Anyway, it looks like you got the gist of it clearly enough.
Thank you for the reply.
Does their use of transfer functions al la Piani et al tell you anything about their sampling strategy or rather how you think it should develop?
Is the Piani et al method of arriving at the same pdf for sensitivity whether you estimate it directly or via lamda reasonable or does this still have a significant problem from using a linear prior?
Regards Chris
Um, that's a bit cryptic. "their use of transfer functions" refers to another paper in the issue? My hard copy of the issue is doing the rounds at the lab and I've not actually read it properly.
But regardless, the whole scene seems pretty farcical in the way people keep footling around with cod philosophy rather than actually dealing with the arguments raised in our GRL (multiple constraints) and arxived (priors) papers.
Sorry. 'their' probably was a bit vague.
I think I was just talking about Piani et al and CPDN's use of the technique in that paper:
http://www.climateprediction.net/science/pubs/Piani_GRL.pdf
though to be honest in writing the comment, I didn't reread the paper (which I don't think I fully understand). I was just reviewing
http://www.climateprediction.net/science/pubs/cpdn_for_oucs.pdf
(pages 41 to 44)
Anyway your reply seems to indicate you think it is a backward step and your paper is the last word on the subject (even though you have indicated otherwise elsewhere).
Might an alternate view might be that we need to properly work out the probability implications from one source before we try to combine pdfs using different sources?
crandles
"your paper is the last word on the subject"
Certainly not, although the fact that (AFAIK) no-one has attempted to improve, update or challenge what we have said in the 18 months since the GRL paper was published may give pause for thought...
Of course estimates can be expected to improve as we learn more about the climate system. What I do claim about our papers is that they present fundamental principles that any future estimate must take into account if it is to be considered credible (or even meaningful).

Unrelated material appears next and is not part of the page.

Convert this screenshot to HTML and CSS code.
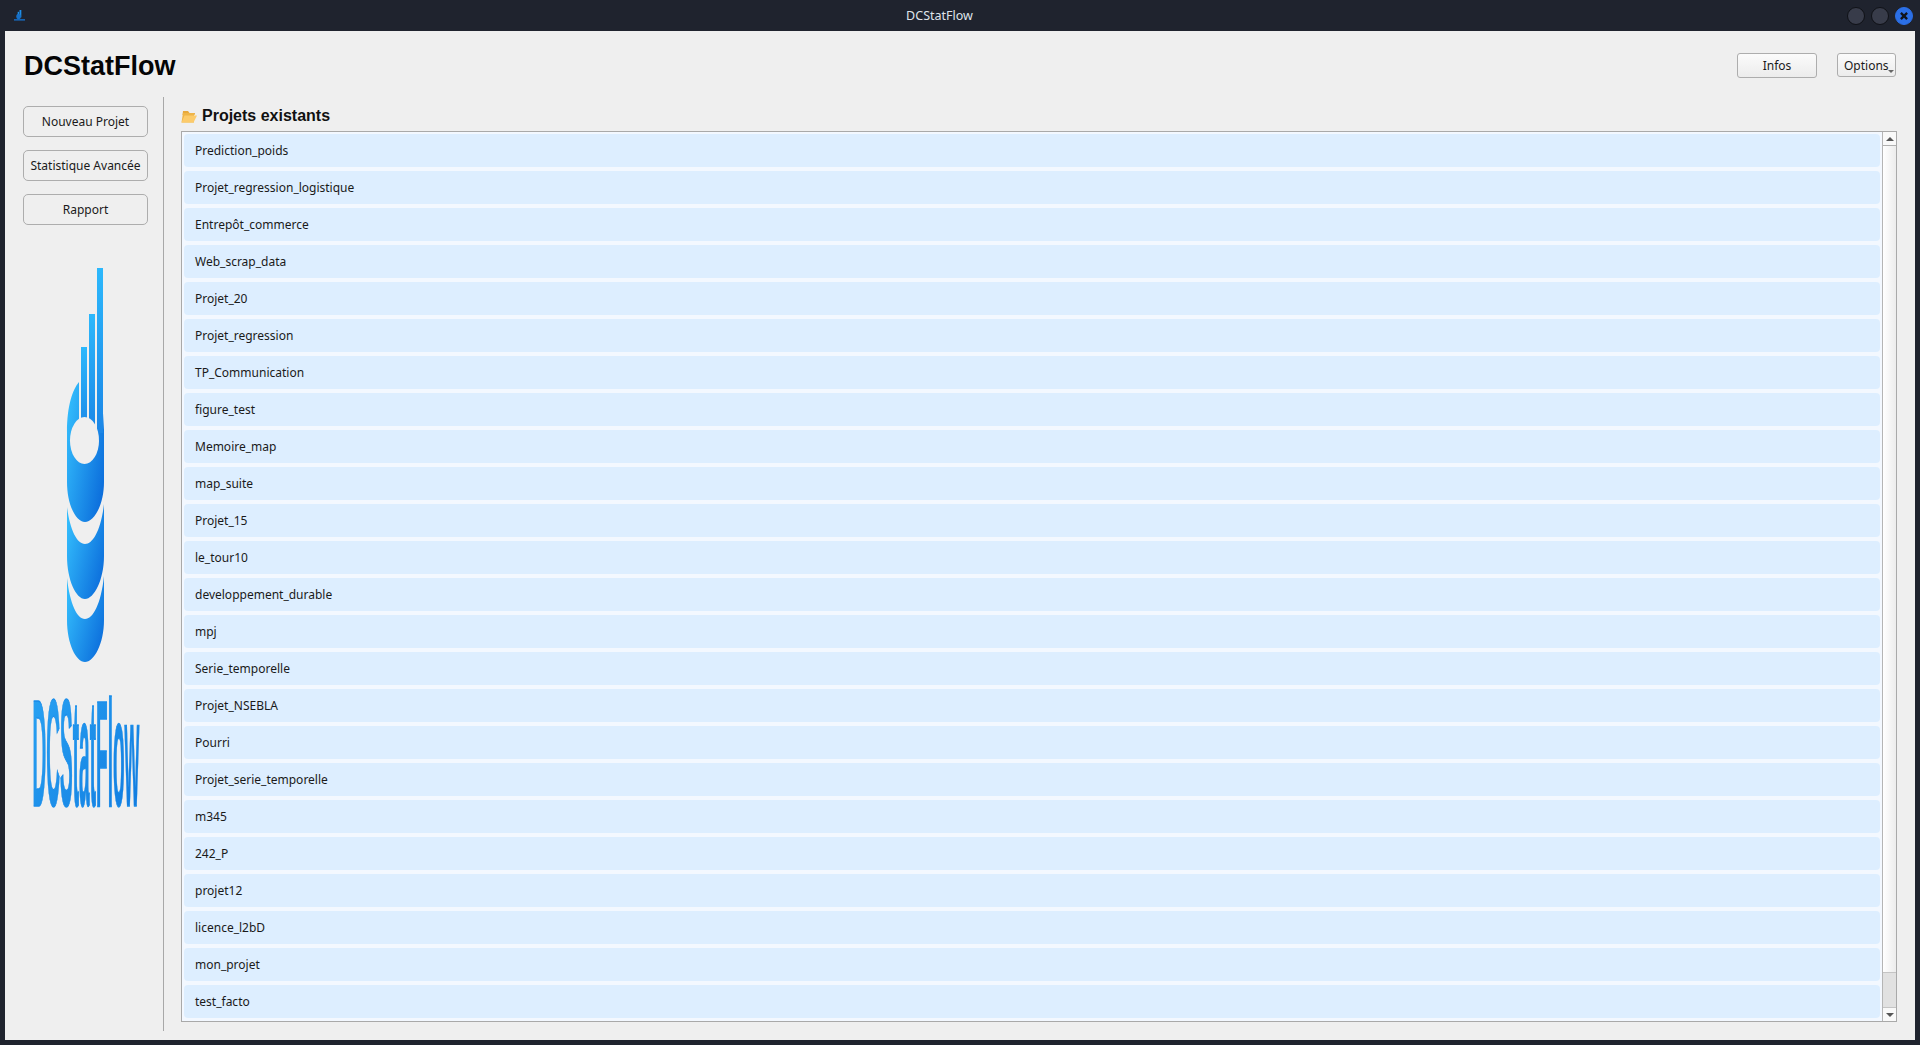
FILE: index.html
```html
<!DOCTYPE html>
<html lang="fr">
<head>
    <meta charset="UTF-8">
    <title>DCStatFlow</title>
    <link rel="stylesheet" href="styles.css">
</head>
<body>
    <div class="titlebar">
        <svg class="app-icon" viewBox="0 0 14 12">
            <rect x="7" y="0" width="2" height="8" fill="#1f8fe8"/>
            <rect x="5" y="2" width="1.5" height="6" fill="#1f8fe8"/>
            <ellipse cx="6" cy="7" rx="2.5" ry="3" fill="#1670c8"/>
            <rect x="1" y="10" width="12" height="1.5" fill="#1670c8"/>
        </svg>
        <span class="titlebar-name">DCStatFlow</span>
        <div class="win-buttons">
            <span class="win-btn"></span>
            <span class="win-btn"></span>
            <span class="win-btn win-close">
                <svg viewBox="0 0 18 18"><path d="M5.5 5.5 L12.5 12.5 M12.5 5.5 L5.5 12.5"/></svg>
            </span>
        </div>
    </div>

    <div class="window">
        <header class="top">
            <h1>DCStatFlow</h1>
            <div class="top-actions">
                <button class="btn btn-infos">Infos</button>
                <button class="btn btn-options">Options<span class="menu-arrow"></span></button>
            </div>
        </header>

        <div class="content">
            <aside class="sidebar">
                <button class="btn side-btn">Nouveau Projet</button>
                <button class="btn side-btn">Statistique Avancée</button>
                <button class="btn side-btn">Rapport</button>

                <svg class="logo-mark" viewBox="60 260 50 403">
                    <defs>
                        <linearGradient id="blueShape" x1="0" y1="0.2" x2="1" y2="0.8">
                            <stop offset="0" stop-color="#33bcfc"/>
                            <stop offset="1" stop-color="#0b6cdb"/>
                        </linearGradient>
                        <linearGradient id="blueBar" x1="0" y1="0" x2="0" y2="1">
                            <stop offset="0" stop-color="#2cb8fc"/>
                            <stop offset="1" stop-color="#1b86e6"/>
                        </linearGradient>
                    </defs>
                    <path class="shape" d="M79 382 C73 389 67 405 67 432 L67 482 C67 505 76 522 85 522 C94 522 104 505 104 482 L104 413 L103 430 L79 430 Z"/>
                    <rect class="bar" x="81" y="347" width="6" height="90"/>
                    <rect class="bar" x="89" y="314" width="6" height="120"/>
                    <rect class="bar" x="97" y="268" width="6" height="165"/>
                    <ellipse class="hole" cx="84.5" cy="440.5" rx="14.5" ry="23.5"/>
                    <path class="shape" d="M67 507 C70 530 77 544 85 544 C93 544 101 530 104 504 L104 556 C104 580 94 599 85 599 C76 599 67 580 67 556 Z"/>
                    <path class="shape" d="M67 578 C70 604 77 619 85 619 C93 619 101 604 104 576 L104 620 C104 644 94 662 85 662 C76 662 67 644 67 620 Z"/>
                </svg>

                <svg class="logo-text" viewBox="23 663 125 180">
                    <defs>
                        <linearGradient id="blueText" x1="0" y1="0" x2="1" y2="1">
                            <stop offset="0" stop-color="#2aa5f4"/>
                            <stop offset="1" stop-color="#0f78de"/>
                        </linearGradient>
                    </defs>
                    <text transform="translate(32.5 806) scale(0.1254 1)">DCStatFlow</text>
                </svg>
            </aside>

            <main class="projects">
                <h2 class="projects-head">
                    <svg class="folder" viewBox="0 0 16 13">
                        <path d="M2 1 H7 L8.5 3 H14 L13.5 5 H1.5 Z" fill="#e8a93c"/>
                        <path d="M0.5 12.5 L2 3 H13 L13 12.5 Z" fill="#efb548"/>
                        <path d="M0.5 12.5 L3.5 5.5 H16 L12.5 12.5 Z" fill="#fccb6b"/>
                    </svg>
                    Projets existants
                </h2>
                <div class="list-box">
                    <ul class="project-list">
                        <li>Prediction_poids</li>
                        <li>Projet_regression_logistique</li>
                        <li>Entrepôt_commerce</li>
                        <li>Web_scrap_data</li>
                        <li>Projet_20</li>
                        <li>Projet_regression</li>
                        <li>TP_Communication</li>
                        <li>figure_test</li>
                        <li>Memoire_map</li>
                        <li>map_suite</li>
                        <li>Projet_15</li>
                        <li>le_tour10</li>
                        <li>developpement_durable</li>
                        <li>mpj</li>
                        <li>Serie_temporelle</li>
                        <li>Projet_NSEBLA</li>
                        <li>Pourri</li>
                        <li>Projet_serie_temporelle</li>
                        <li>m345</li>
                        <li>242_P</li>
                        <li>projet12</li>
                        <li>licence_l2bD</li>
                        <li>mon_projet</li>
                        <li>test_facto</li>
                    </ul>
                    <div class="scrollbar">
                        <div class="scroll-btn"><span class="arrow-up"></span></div>
                        <div class="scroll-track"></div>
                        <div class="scroll-thumb"></div>
                        <div class="scroll-btn scroll-btn-down"><span class="arrow-down"></span></div>
                    </div>
                </div>
            </main>
        </div>
    </div>
</body>
</html>
```

FILE: styles.css
```css
*{
    box-sizing: border-box;
    padding: 0;
    margin: 0;
}
html, body{
    height: 100%;
    overflow: hidden;
}
body{
    background-color: #1f232e;
    font-family: "Noto Sans", sans-serif;
    font-size: 12px;
    color: #1a1a1a;
    display: flex;
    flex-direction: column;
}

/* title bar */
.titlebar{
    height: 31px;
    position: relative;
    display: flex;
    align-items: center;
    justify-content: center;
    color: #dfe3ea;
    font-size: 12.5px;
    padding-right: 41px;
    flex-shrink: 0;
}
.app-icon{
    position: absolute;
    left: 13px;
    top: 10px;
    width: 13px;
    height: 11px;
}
.win-buttons{
    position: absolute;
    right: 7px;
    top: 7px;
    display: flex;
    gap: 6px;
}
.win-btn{
    width: 18px;
    height: 18px;
    border-radius: 50%;
    background-color: #383c4a;
    border: 1px solid #0f1116;
}
.win-close{
    background-color: #2b6fe6;
    border-color: #2b6fe6;
}
.win-close svg{
    display: block;
    width: 16px;
    height: 16px;
}
.win-close path{
    stroke: #10131a;
    stroke-width: 2.6;
    fill: none;
}

/* window */
.window{
    flex: 1;
    margin: 0 5px 5px;
    background-color: #efefef;
    display: flex;
    flex-direction: column;
    padding: 0 18px 9px;
    min-height: 0;
}
.top{
    height: 66px;
    display: flex;
    justify-content: space-between;
    flex-shrink: 0;
}
h1{
    font-family: "Liberation Sans", Arial, sans-serif;
    font-size: 27px;
    font-weight: bold;
    color: #050505;
    line-height: 32px;
    margin-top: 19px;
    margin-left: 1px;
}
.top-actions{
    display: flex;
    gap: 20px;
    align-items: flex-start;
    padding-top: 22px;
    margin-right: 1px;
}
.btn{
    font-family: "Noto Sans", sans-serif;
    font-size: 12px;
    color: #1a1a1a;
    background: linear-gradient(#fbfbfb, #ececec);
    border: 1px solid #adadad;
    border-radius: 3px;
}
.btn-infos{
    width: 80px;
    height: 25px;
}
.btn-options{
    width: 59px;
    height: 24px;
    position: relative;
    text-align: left;
    padding-left: 6px;
}
.menu-arrow{
    position: absolute;
    right: 1px;
    bottom: 3px;
    border-left: 3px solid transparent;
    border-right: 3px solid transparent;
    border-top: 3px solid #666;
}

.content{
    flex: 1;
    display: flex;
    min-height: 0;
}

/* left column */
.sidebar{
    width: 141px;
    border-right: 1px solid #a8a8a8;
    padding-top: 9px;
    display: flex;
    flex-direction: column;
    flex-shrink: 0;
}
.side-btn{
    width: 125px;
    height: 31px;
    margin-bottom: 13px;
    background: #efefef;
    border-radius: 5px;
    flex-shrink: 0;
}
.logo-mark{
    width: 50px;
    height: 403px;
    margin-top: 22px;
    margin-left: 37px;
    flex-shrink: 0;
}
.shape{
    fill: url(#blueShape);
}
.bar{
    fill: url(#blueBar);
}
.hole{
    fill: #efefef;
}
.logo-text{
    width: 125px;
    height: 180px;
    flex-shrink: 0;
}
.logo-text text{
    font-family: "Liberation Sans", Arial, sans-serif;
    font-weight: bold;
    font-size: 152px;
    fill: url(#blueText);
    stroke: #1c8eea;
    stroke-width: 1.2;
    vector-effect: non-scaling-stroke;
}

/* project list */
.projects{
    flex: 1;
    padding: 0 0 9px 17px;
    display: flex;
    flex-direction: column;
    min-width: 0;
}
.projects-head{
    height: 34px;
    display: flex;
    align-items: center;
    gap: 5px;
    font-family: "Liberation Sans", Arial, sans-serif;
    font-size: 16px;
    font-weight: bold;
    color: #111;
    padding-top: 3px;
    flex-shrink: 0;
}
.folder{
    width: 16px;
    height: 13px;
    margin-top: 1px;
}
.list-box{
    flex: 1;
    display: flex;
    border: 1px solid #a9a9a9;
    background-color: #f3f8ff;
    min-height: 0;
}
.project-list{
    flex: 1;
    list-style: none;
    padding: 2px 2px 0;
    overflow: hidden;
}
.project-list li{
    height: 33px;
    line-height: 33px;
    margin-bottom: 4px;
    padding-left: 11px;
    background-color: #ddeeff;
    border-radius: 4px;
}
.scrollbar{
    width: 14px;
    display: flex;
    flex-direction: column;
    flex-shrink: 0;
    background-color: #f7f7f7;
    border-left: 1px solid #b5b5b5;
}
.scroll-btn{
    height: 14px;
    display: flex;
    align-items: center;
    justify-content: center;
    background-color: #f9f9f9;
    border-bottom: 1px solid #b0b0b0;
}
.scroll-btn-down{
    border-bottom: none;
    border-top: 1px solid #c4c4c4;
}
.arrow-up{
    border-left: 4px solid transparent;
    border-right: 4px solid transparent;
    border-bottom: 4px solid #555;
}
.arrow-down{
    border-left: 4px solid transparent;
    border-right: 4px solid transparent;
    border-top: 4px solid #555;
}
.scroll-track{
    flex: 1;
    background: linear-gradient(90deg, #ffffff, #ececec);
}
.scroll-thumb{
    height: 35px;
    background-color: #e1e1e1;
    border-top: 1px solid #c4c4c4;
}
```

Well yes but your priors paper has been discussed enough here and maybe not everything revolves around your priors paper.
You have a new paper which seemed like a round up of various sampling strategies and their efficiency for gaining probability information. This didn't seem to mention Piani et al (2005)'s use of transfer functions. Is it reasonable for me to be asking why there was no mention of it and whether this technique has implications for sampling strategy?
crandles
Oh, now I see what you re getting at. Not an unreasonable question, but I don't think their work is really relevant to what we were talking about - that's not intended as a snipe, just that they are analysing a large ensemble that already exists, rather than trying to efficiently generate a smaller ensemble thst samples the posterior (of an application of Bayes' Theorem), which is what I've been trying to do.
Thank you for the reply.
My reaction is that you used 'large ensemble' and 'generate a smaller ensemble' and I would point out that large and small are relative terms. If CPDN is ongoing (and more CPDN slab models have recently been released) then perhaps you have a large ensemble that is going to get larger. The issue of how to expand the sample size could still involve working out how to 'generate a smaller ensemble' that provides better information couldn't it?
So I struggle to see why you conclude it is not relevant. Different scale to what you were thinking maybe.
crandles
I don't think Piani et al directly proposed any method for sampling parameters. Of course it's not out of the question that I missed something...are cpdn actually using it to design their sampling strategy?
I doubt you missed anything because I didn't see anything either.
Are they using it? Who knows? I happen to be interested in CPDN sampling strategy and from time to time have a go at trying to get more information made available to participants
http://www.climateprediction.net/board/viewtopic.php?p=67053&highlight=#67053
I seem to end up with general replies about what would be a 'good feature' but isn't actually in use. A reasonable conclusion might be that the strategy is still fairly dumb/random/non-optimised and maybe they will think about clever techniques sometime.